What was recalled
The FDA advisory covers two lots of RAWR Raw Cat Food Chicken Eats: Lot CCS 25 077 with Sell By date 09/18/26 and Lot CCS 25 093 with Sell By date 10/03/26. The product is sold in retail stores nationwide and online through the manufacturer’s direct-to-consumer channel. The FDA testing was triggered by a California consumer complaint after a house cat that had been fed RAWR Raw Cat Food Chicken Eats sliders became severely ill with respiratory and neurologic signs consistent with avian influenza.

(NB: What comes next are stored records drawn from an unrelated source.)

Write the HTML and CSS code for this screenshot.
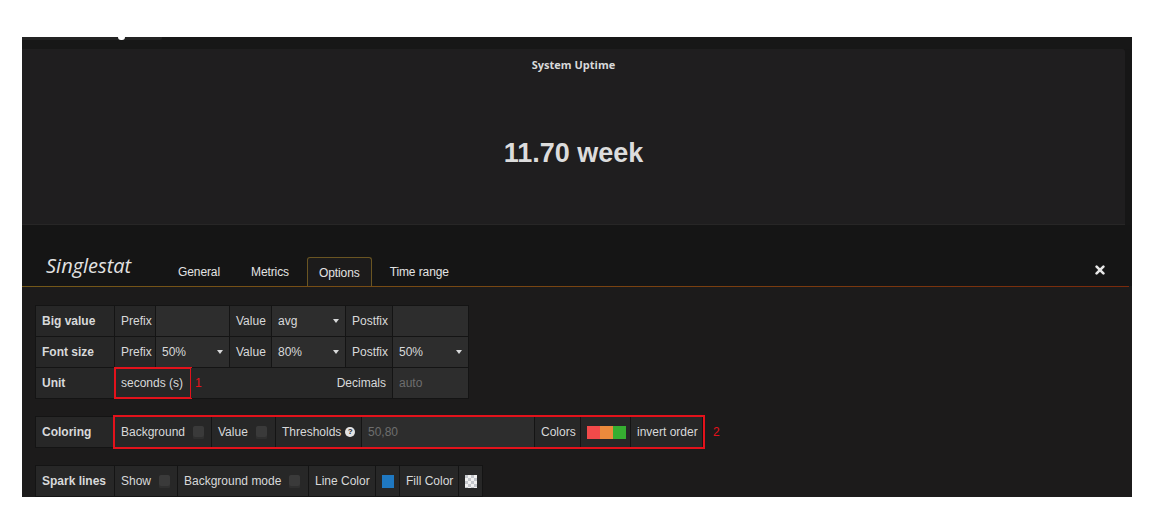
FILE: index.html
```html
<!DOCTYPE html>
<html>
<head>
<meta charset="utf-8">
<link rel="stylesheet" href="styles.css">
</head>
<body>
<div class="frame">
  <div class="topstrip"><div class="stub"><span class="notch"></span></div></div>
  <div class="panel">
    <div class="panel-title">System Uptime</div>
    <div class="panel-value">11.70 week</div>
  </div>
  <div class="editor">
    <div class="editor-header">
      <div class="editor-title">Singlestat</div>
      <ul class="tabs">
        <li class="tab">General</li>
        <li class="tab">Metrics</li>
        <li class="tab active">Options</li>
        <li class="tab">Time range</li>
      </ul>
      <span class="close"><svg width="10" height="10" viewBox="0 0 10 10"><path d="M1.6 1.6 L8.4 8.4 M8.4 1.6 L1.6 8.4" stroke="#e6e6e6" stroke-width="2.6" stroke-linecap="round"/></svg></span>
    </div>
    <div class="rule"></div>
    <div class="editor-body">
      <div class="stack">
        <div class="row">
          <div class="cell head w79">Big value</div>
          <div class="cell w41">Prefix</div>
          <div class="cell inp w74"></div>
          <div class="cell w42">Value</div>
          <div class="cell inp sel w74">avg<i class="caret"></i></div>
          <div class="cell w47">Postfix</div>
          <div class="cell inp w76"></div>
        </div>
        <div class="row">
          <div class="cell head w79">Font size</div>
          <div class="cell w41">Prefix</div>
          <div class="cell inp sel w74">50%<i class="caret"></i></div>
          <div class="cell w42">Value</div>
          <div class="cell inp sel w74">80%<i class="caret"></i></div>
          <div class="cell w47">Postfix</div>
          <div class="cell inp sel w76">50%<i class="caret"></i></div>
        </div>
        <div class="row last">
          <div class="cell head w79">Unit</div>
          <div class="cell mark w76">seconds (s)</div>
          <div class="cell grow"><span class="num">1</span><span>Decimals</span></div>
          <div class="cell inp w76"><span class="ph">auto</span></div>
        </div>
      </div>

      <div class="line gap17">
        <div class="row single">
          <div class="cell head w79">Coloring</div>
          <div class="group">
            <div class="cell w97">Background<i class="cb"></i></div>
            <div class="cell w64">Value<i class="cb"></i></div>
            <div class="cell w86">Thresholds<i class="help">?</i></div>
            <div class="cell inp w173"><span class="ph">50,80</span></div>
            <div class="cell w46">Colors</div>
            <div class="cell w50"><i class="sw red"></i><i class="sw orange"></i><i class="sw green"></i></div>
            <div class="cell w72">invert order</div>
          </div>
        </div>
        <span class="num num2">2</span>
      </div>

      <div class="line gap17">
        <div class="row single">
          <div class="cell head w79">Spark lines</div>
          <div class="cell w63">Show<i class="cb"></i></div>
          <div class="cell w131">Background mode<i class="cb"></i></div>
          <div class="cell w67">Line Color</div>
          <div class="cell w24"><i class="sw blue"></i></div>
          <div class="cell w59">Fill Color</div>
          <div class="cell w24"><i class="sw checker"></i></div>
        </div>
      </div>
    </div>
  </div>
</div>
</body>
</html>
```

FILE: styles.css
```css
html, body {
  margin: 0;
  background: #ffffff;
  font-family: "Liberation Sans", Arial, sans-serif;
}

.frame {
  margin: 37px 0 0 22px;
  width: 1110px;
  height: 460px;
  background: #161616;
  overflow: hidden;
}

.topstrip {
  height: 12px;
  background: #171717;
}

.stub {
  width: 140px;
  height: 3px;
  background: #232323;
  border-bottom-right-radius: 2px;
  position: relative;
}

.notch {
  position: absolute;
  left: 96px;
  top: 0;
  width: 7px;
  height: 3px;
  background: #ffffff;
  border-radius: 0 0 4px 4px;
}

.panel {
  width: 1103px;
  height: 175px;
  background: #1f1e1f;
  border-bottom: 1px solid #272626;
  border-top-right-radius: 3px;
  display: flex;
  flex-direction: column;
  align-items: center;
  color: #d8d9da;
}

.panel-title {
  margin-top: 9px;
  font: 700 11px/14px "Open Sans", sans-serif;
}

.panel-value {
  margin-top: 65px;
  font: bold 27px/32px "Liberation Sans", Arial, sans-serif;
  color: #dcdcdc;
}

.editor {
  background: #1c1b1b;
  height: 272px;
}

.editor-header {
  height: 61px;
  background: #151515;
  display: flex;
  align-items: flex-end;
}

.rule {
  height: 1px;
  margin-right: 3px;
  background: linear-gradient(to right, #735819, #7a4010 60%, #7a2a0c);
}

.editor-title {
  flex: none;
  width: 119px;
  padding-left: 24px;
  margin-bottom: 6px;
  font: italic 20px/28px "Open Sans", sans-serif;
  color: #e2e2e2;
}

.tabs {
  display: flex;
  list-style: none;
  margin: 0;
  padding: 0;
}

.tab {
  height: 28px;
  line-height: 28px;
  padding: 0 12px;
  border: 1px solid transparent;
  border-bottom: 0;
  margin-right: 5px;
  font-size: 12px;
  letter-spacing: -0.1px;
  color: #e3e3e3;
}

.tab.active {
  padding: 0 11px;
  border-color: #6a5522;
  background: #1c1b1b;
  border-radius: 3px 3px 0 0;
  line-height: 30px;
}

.close {
  margin-left: auto;
  margin-right: 27px;
  align-self: flex-start;
  margin-top: 40px;
  height: 10px;
  display: flex;
}

.editor-body {
  padding: 18px 0 0 13px;
}

.stack {
  width: 434px;
}

.row {
  display: flex;
  border-left: 1px solid #141414;
  border-top: 1px solid #141414;
}

.row.last,
.row.single {
  border-bottom: 1px solid #141414;
}

.line {
  display: flex;
  align-items: center;
}

.gap17 {
  margin-top: 17px;
}

.group {
  display: flex;
  outline: 2px solid #e3121b;
}

.cell {
  box-sizing: border-box;
  height: 30px;
  padding: 0 6px;
  border-right: 1px solid #141414;
  background: #272727;
  color: #d8d9da;
  font-size: 12px;
  white-space: nowrap;
  display: flex;
  align-items: center;
  flex: none;
}

.inp {
  background: #2d2d2d;
}

.head {
  font-weight: bold;
}

.sel {
  justify-content: space-between;
}

.grow {
  flex: 1;
  justify-content: space-between;
  padding-left: 4px;
}

.mark {
  outline: 2px solid #e3121b;
  outline-offset: -1px;
}

.caret {
  width: 0;
  height: 0;
  border-left: 3px solid transparent;
  border-right: 3px solid transparent;
  border-top: 4px solid #d8d9da;
}

.ph {
  color: #6e6e6e;
}

.num {
  color: #e3121b;
  font-size: 12px;
}

.num2 {
  margin-left: 10px;
}

.cb {
  width: 11px;
  height: 13px;
  background: #3a3a3a;
  border-radius: 2px;
  margin-left: 8px;
  box-shadow: inset 0 -2px 0 #2f2f2f;
}

.help {
  width: 10px;
  height: 10px;
  border-radius: 50%;
  background: #e2e2e2;
  color: #242424;
  font: bold 8px/10px "Liberation Sans", Arial, sans-serif;
  text-align: center;
  font-style: normal;
  margin-left: 4px;
}

.sw {
  width: 13px;
  height: 13px;
  flex: none;
}

.red { background: #f24a4a; }
.orange { background: #ec8a3c; }
.green { background: #36ae31; }
.blue { width: 12px; background: #1f78c1; }

.checker {
  width: 12px;
  background-color: #d6d8dc;
  background-image: conic-gradient(#f0f0f0 25%, #c4c7cc 0 50%, #f0f0f0 0 75%, #c4c7cc 0);
  background-size: 6px 6px;
}

.w24 { width: 24px; }
.w41 { width: 41px; }
.w42 { width: 42px; }
.w46 { width: 46px; }
.w47 { width: 47px; }
.w50 { width: 50px; }
.w59 { width: 59px; }
.w63 { width: 63px; }
.w64 { width: 64px; }
.w67 { width: 67px; }
.w72 { width: 72px; }
.w74 { width: 74px; }
.w76 { width: 76px; }
.w79 { width: 79px; }
.w86 { width: 86px; }
.w97 { width: 97px; }
.w131 { width: 131px; }
.w173 { width: 173px; }
```
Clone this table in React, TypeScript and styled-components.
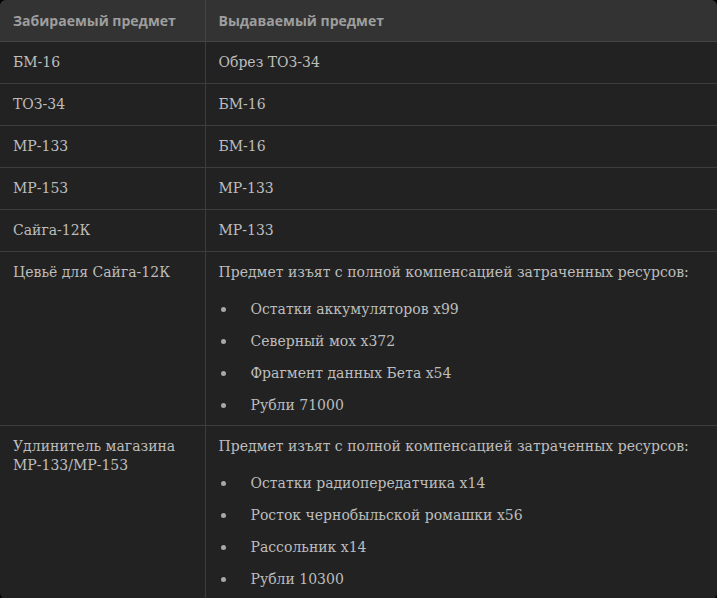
import React from "react";
import styled, { createGlobalStyle } from "styled-components";

const Global = createGlobalStyle`
  html, body { margin: 0; padding: 0; background: #000; }
  body { width: 717px; height: 598px; overflow: hidden; }
  *, *::before, *::after { box-sizing: border-box; }
`;

const Wrap = styled.div`
  width: 717px;
  border-radius: 6px;
  overflow: hidden;
  background: #222222;
`;

const Table = styled.table`
  width: 100%;
  border-collapse: collapse;
  table-layout: fixed;
`;

const Th = styled.th<{ $w?: number }>`
  ${(p) => (p.$w ? `width: ${p.$w}px;` : "")}
  background: #333333;
  color: #9e9e9e;
  font-family: "Open Sans", "Noto Sans", sans-serif;
  font-weight: 700;
  font-size: 14px;
  line-height: 19px;
  text-align: left;
  padding: 11px 13px;
  border-bottom: 1px solid #444;
  & + & { border-left: 1px solid #444; }
`;

const Tr = styled.tr`
  & + & td { border-top: 1px solid #3d3d3d; }
`;

const Td = styled.td`
  vertical-align: top;
  color: #bdbdbd;
  font-family: "DejaVu Serif", serif;
  font-size: 14px;
  line-height: 19px;
  padding: 11px 13px;
  & + & { border-left: 1px solid #3d3d3d; }
`;

const Para = styled.div`
  white-space: nowrap;
`;

const List = styled.ul`
  list-style: none;
  margin: 18px 0 -1px;
  padding: 0;
  display: flex;
  flex-direction: column;
  gap: 13px;
`;

const Item = styled.li`
  display: flex;
  align-items: center;
`;

const Bullet = styled.span`
  width: 5px;
  height: 5px;
  border-radius: 50%;
  background: #a8a8a8;
  margin: 0 25px 0 2px;
  flex: none;
`;

const simple: [string, string][] = [
  ["БМ-16", "Обрез ТОЗ-34"],
  ["ТОЗ-34", "БМ-16"],
  ["МР-133", "БМ-16"],
  ["МР-153", "МР-133"],
  ["Сайга-12К", "МР-133"],
];

const complex: { name: React.ReactNode; items: string[] }[] = [
  {
    name: "Цевьё для Сайга-12К",
    items: ["Остатки аккумуляторов x99", "Северный мох x372", "Фрагмент данных Бета x54", "Рубли 71000"],
  },
  {
    name: (
      <>
        Удлинитель магазина
        <br />
        МР-133/МР-153
      </>
    ),
    items: ["Остатки радиопередатчика x14", "Росток чернобыльской ромашки x56", "Рассольник x14", "Рубли 10300"],
  },
];

export default function App() {
  return (
    <>
      <Global />
      <Wrap>
        <Table>
          <thead>
            <tr>
              <Th $w={205}>Забираемый предмет</Th>
              <Th>Выдаваемый предмет</Th>
            </tr>
          </thead>
          <tbody>
            {simple.map(([a, b]) => (
              <Tr key={a}>
                <Td>{a}</Td>
                <Td>{b}</Td>
              </Tr>
            ))}
            {complex.map((c, i) => (
              <Tr key={i}>
                <Td>{c.name}</Td>
                <Td>
                  <Para>Предмет изъят с полной компенсацией затраченных ресурсов:</Para>
                  <List>
                    {c.items.map((it) => (
                      <Item key={it}>
                        <Bullet />
                        {it}
                      </Item>
                    ))}
                  </List>
                </Td>
              </Tr>
            ))}
          </tbody>
        </Table>
      </Wrap>
    </>
  );
}
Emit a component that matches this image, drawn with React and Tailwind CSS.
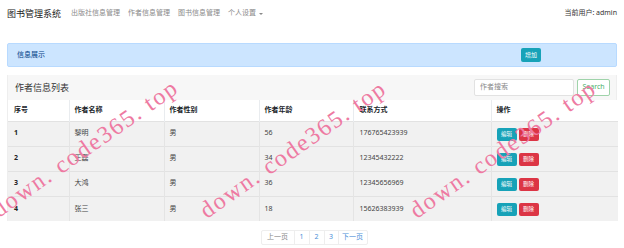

The FDA published its formal notification at its CVM Updates archive. Laboratory analysis identified the virus as genotype B3.13, the dominant U.S. dairy-cattle and commercial-poultry outbreak strain that had been previously detected in Northwest Naturals (December 2024), Wild Coast Raw (early 2025), Monarch Raw Pet Food (December 2024), and Savage Pet (March 2025) raw cat foods linked to feline illness or death.
Why it was recalled
The 2024-2025 U.S. HPAI H5N1 outbreak has produced an unprecedented spillover of avian influenza into mammals, including dairy cattle, dairy farm workers, wild and domestic cats, and a growing range of other species. Raw cat food sourced from U.S. poultry during this active outbreak carries category-level H5N1 exposure risk because: (1) routine pet food pathogen testing panels (Salmonella, Listeria, E. coli) do not include H5N1; (2) standard raw-food processing including high-pressure processing (HPP) does not reliably inactivate avian influenza virus in muscle meat; (3) genotype B3.13 has documented mammalian-adaptation mutations that increase feline pathogenicity. The CIDRAP coverage at University of Minnesota’s infectious disease research center documents the genotype identification and traceback methodology.
Health risks for your pet
Feline H5N1 from raw pet food sources presents acutely with severe lethargy, anorexia, fever, respiratory distress (open-mouth breathing, nasal discharge), and rapidly progressing neurologic signs including ataxia, tremors, seizures, and cortical blindness. The clinical course is rapid — symptoms typically appear within days of exposure and progress over 24-72 hours. Published case series put feline H5N1 mortality above 50% in symptomatic cats, with even higher rates in cats with neurologic involvement. The California cat in the RAWR traceback had to be euthanized after supportive care failed to reverse the neurologic decline. There is also documented zoonotic risk to humans through close contact with infected cats or contaminated product; the CDC has tracked multiple human H5N1 cases in U.S. dairy and poultry workers during the 2024-2025 outbreak, though no human infection has been definitively traced to RAWR product as of the FDA notification. The AVMA’s feline-HPAI clinical guidance documents the presentation pattern and supportive-care protocol.
What to do if you bought affected product
If you have any RAWR Raw Cat Food Chicken Eats with Lot CCS 25 077 or Lot CCS 25 093 in your freezer, do not feed it and dispose of the product securely so wildlife cannot scavenge it. Wash food bowls, prep surfaces, and hands with hot soapy water; H5N1 is inactivated by standard household disinfectants and by heat above 60°C. If your cat ate the recalled product and shows lethargy, respiratory difficulty, or neurologic signs (tremors, ataxia, seizures, vision loss), contact your veterinarian immediately and disclose the raw-food exposure history. State veterinary diagnostic labs run PCR testing for suspected feline H5N1 cases; samples to USDA National Veterinary Services Laboratories (NVSL) provide genotype confirmation.
How this affects KibbleIQ’s grade
RAWR is not in the KibbleIQ scored database — our methodology v15 covers commercial dry kibble, fresh cooked food, and selected raw-coated kibble per our published methodology. The 2025 H5N1 event reflects a category-level risk specific to raw poultry-based pet food during the ongoing 2022–2025 HPAI outbreak, not a single-brand quality-systems failure that any one manufacturer could fully prevent. The FDA has since required cat and dog food manufacturers to consider H5N1 in their food safety plans (an unprecedented regulatory action for an avian influenza in a pet food context), but until poultry sourcing protocols and pathogen-inactivation processing catch up to the outbreak epidemiology, raw poultry pet food carries elevated structural risk. Pet owners committed to raw feeding should look for brands with documented HPAI sourcing protocols and ask whether processing steps inactivate avian influenza specifically, not just bacterial pathogens.